We caught up with current Gloucester Rugby performance chef Will Carvalho and asked for some of his go-to, high protein, lunch ideas.
Protein is an essential part of your diet, helping to repair damaged muscle fibres and improve recovery. It is important you are consuming protein evenly throughout your day to aid this process. You can enjoy this delicious meal for lunch or dinner, keeping your protein intake up with an amazingly simple and easy to follow recipe.
Ingredients
- 600g Chicken Thighs, Skinless and Boneless
- 40g Grain Mustard
- 10g Maldon Sea Salt
- 90g Oats
- 250g Chestnut Mushrooms
- 60g Cherry Tomatoes
- 1 Handful Spring Onions, Sliced
Method
- Pre-heat your oven to 180 degrees Celsius.
- Rub the chicken thighs with mustard and salt. Blitz the oats and add half of it to the chicken, rub it quite well.
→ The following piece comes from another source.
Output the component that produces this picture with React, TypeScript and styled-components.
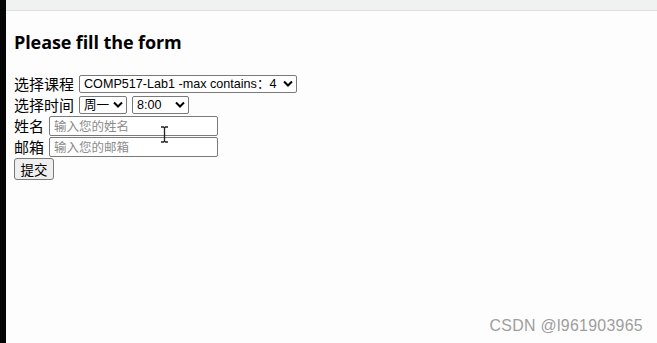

- Lay some baking paper and spread the chicken on top. Sprinkle the rest of the oats on top and bake it at 180 degrees Celsius for 25 minutes.
- Slice the chestnut mushrooms, spring onions and cherry tomatoes (all separated).
- Pan fry the mushrooms with a drizzle of olive oil until they are brown and remove them.
- When the chicken is fully cooked, remove from the oven and slice it.
- On a plate, place the mushrooms on the bottom and sliced chicken on top. Finally, dress it with cherry tomatoes and spring onions.